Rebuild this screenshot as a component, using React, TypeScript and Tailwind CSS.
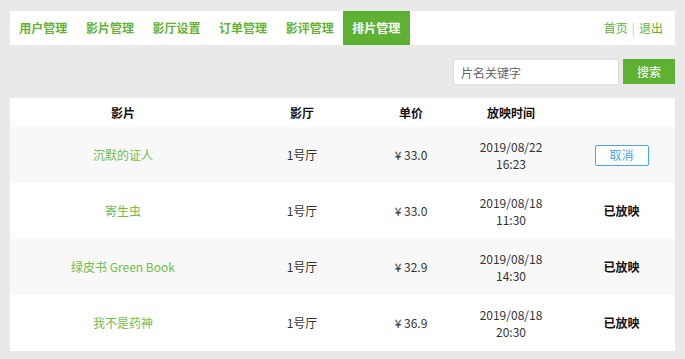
const navItems = ["用户管理", "影片管理", "影厅设置", "订单管理", "影评管理", "排片管理"];

const schedules = [
  { movie: "沉默的证人", hall: "1号厅", price: "¥ 33.0", date: "2019/08/22", time: "16:23", done: false },
  { movie: "寄生虫", hall: "1号厅", price: "¥ 33.0", date: "2019/08/18", time: "11:30", done: true },
  { movie: "绿皮书 Green Book", hall: "1号厅", price: "¥ 32.9", date: "2019/08/18", time: "14:30", done: true },
  { movie: "我不是药神", hall: "1号厅", price: "¥ 36.9", date: "2019/08/18", time: "20:30", done: true },
];

export default function App() {
  return (
    <div
      className="w-[685px] h-[359px] bg-[#e9e9e9] pt-[11px] px-[10px] overflow-hidden"
      style={{ fontFamily: '"Microsoft YaHei", "Noto Sans CJK SC", sans-serif' }}
    >
      {/* Top nav */}
      <div className="flex items-center justify-between bg-white h-[34px]">
        <div className="flex h-full">
          {navItems.map((item, i) => (
            <div
              key={item}
              className={`flex items-center justify-center w-[66.6px] h-full text-[12px] font-bold ${
                i === navItems.length - 1 ? "bg-[#5eb132] text-white" : "text-[#63b235]"
              }`}
            >
              {item}
            </div>
          ))}
        </div>
        <div className="flex items-center pr-[12px] text-[12px] text-[#63b235]">
          <span>首页</span>
          <span className="mx-[4px] text-[#c8c8c8]">|</span>
          <span>退出</span>
        </div>
      </div>

      {/* Search */}
      <div className="flex justify-end items-start mt-[14px] h-[39px]">
        <input
          placeholder="片名关键字"
          className="w-[166px] h-[26px] bg-white border border-[#dcdcdc] rounded-[2px] px-[7px] text-[12px] text-[#555] placeholder:text-[#666] outline-none"
        />
        <button className="ml-[4px] w-[52px] h-[25px] bg-[#5eb132] text-white text-[12px]">搜索</button>
      </div>

      {/* Table */}
      <table className="w-[665px] bg-white border-collapse table-fixed text-[12px] text-[#333]">
        <colgroup>
          <col className="w-[226px]" />
          <col className="w-[132px]" />
          <col className="w-[86px]" />
          <col className="w-[114px]" />
          <col className="w-[107px]" />
        </colgroup>
        <thead>
          <tr className="h-[29px] text-[#111]">
            <th className="font-bold">影片</th>
            <th className="font-bold">影厅</th>
            <th className="font-bold">单价</th>
            <th className="font-bold">放映时间</th>
            <th></th>
          </tr>
        </thead>
        <tbody>
          {schedules.map((s, i) => (
            <tr key={s.movie} className={`h-[56px] ${i % 2 === 0 ? "bg-[#f8f8f8]" : "bg-white"}`}>
              <td className="text-center text-[#74bb4c]">{s.movie}</td>
              <td className="text-center">{s.hall}</td>
              <td className="text-center">{s.price}</td>
              <td className="text-center leading-[17px]">
                <div>{s.date}</div>
                <div>{s.time}</div>
              </td>
              <td className="text-center">
                {s.done ? (
                  <span className="font-bold text-[#111]">已放映</span>
                ) : (
                  <button className="w-[54px] h-[21px] border border-[#4aa3f2] rounded-[2px] text-[#4a9ff0] text-[12px] bg-white leading-none">
                    取消
                  </button>
                )}
              </td>
            </tr>
          ))}
        </tbody>
      </table>
    </div>
  );
}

### The problem:
Every line of the data should be copied as it stands, without the images.

### Written solution:
Rebuild this screenshot as a component, using React, TypeScript and Tailwind CSS.
const navItems = ["用户管理", "影片管理", "影厅设置", "订单管理", "影评管理", "排片管理"];

const schedules = [
  { movie: "沉默的证人", hall: "1号厅", price: "¥ 33.0", date: "2019/08/22", time: "16:23", done: false },
  { movie: "寄生虫", hall: "1号厅", price: "¥ 33.0", date: "2019/08/18", time: "11:30", done: true },
  { movie: "绿皮书 Green Book", hall: "1号厅", price: "¥ 32.9", date: "2019/08/18", time: "14:30", done: true },
  { movie: "我不是药神", hall: "1号厅", price: "¥ 36.9", date: "2019/08/18", time: "20:30", done: true },
];

export default function App() {
  return (
    <div
      className="w-[685px] h-[359px] bg-[#e9e9e9] pt-[11px] px-[10px] overflow-hidden"
      style={{ fontFamily: '"Microsoft YaHei", "Noto Sans CJK SC", sans-serif' }}
    >
      {/* Top nav */}
      <div className="flex items-center justify-between bg-white h-[34px]">
        <div className="flex h-full">
          {navItems.map((item, i) => (
            <div
              key={item}
              className={`flex items-center justify-center w-[66.6px] h-full text-[12px] font-bold ${
                i === navItems.length - 1 ? "bg-[#5eb132] text-white" : "text-[#63b235]"
              }`}
            >
              {item}
            </div>
          ))}
        </div>
        <div className="flex items-center pr-[12px] text-[12px] text-[#63b235]">
          <span>首页</span>
          <span className="mx-[4px] text-[#c8c8c8]">|</span>
          <span>退出</span>
        </div>
      </div>

      {/* Search */}
      <div className="flex justify-end items-start mt-[14px] h-[39px]">
        <input
          placeholder="片名关键字"
          className="w-[166px] h-[26px] bg-white border border-[#dcdcdc] rounded-[2px] px-[7px] text-[12px] text-[#555] placeholder:text-[#666] outline-none"
        />
        <button className="ml-[4px] w-[52px] h-[25px] bg-[#5eb132] text-white text-[12px]">搜索</button>
      </div>

      {/* Table */}
      <table className="w-[665px] bg-white border-collapse table-fixed text-[12px] text-[#333]">
        <colgroup>
          <col className="w-[226px]" />
          <col className="w-[132px]" />
          <col className="w-[86px]" />
          <col className="w-[114px]" />
          <col className="w-[107px]" />
        </colgroup>
        <thead>
          <tr className="h-[29px] text-[#111]">
            <th className="font-bold">影片</th>
            <th className="font-bold">影厅</th>
            <th className="font-bold">单价</th>
            <th className="font-bold">放映时间</th>
            <th></th>
          </tr>
        </thead>
        <tbody>
          {schedules.map((s, i) => (
            <tr key={s.movie} className={`h-[56px] ${i % 2 === 0 ? "bg-[#f8f8f8]" : "bg-white"}`}>
              <td className="text-center text-[#74bb4c]">{s.movie}</td>
              <td className="text-center">{s.hall}</td>
              <td className="text-center">{s.price}</td>
              <td className="text-center leading-[17px]">
                <div>{s.date}</div>
                <div>{s.time}</div>
              </td>
              <td className="text-center">
                {s.done ? (
                  <span className="font-bold text-[#111]">已放映</span>
                ) : (
                  <button className="w-[54px] h-[21px] border border-[#4aa3f2] rounded-[2px] text-[#4a9ff0] text-[12px] bg-white leading-none">
                    取消
                  </button>
                )}
              </td>
            </tr>
          ))}
        </tbody>
      </table>
    </div>
  );
}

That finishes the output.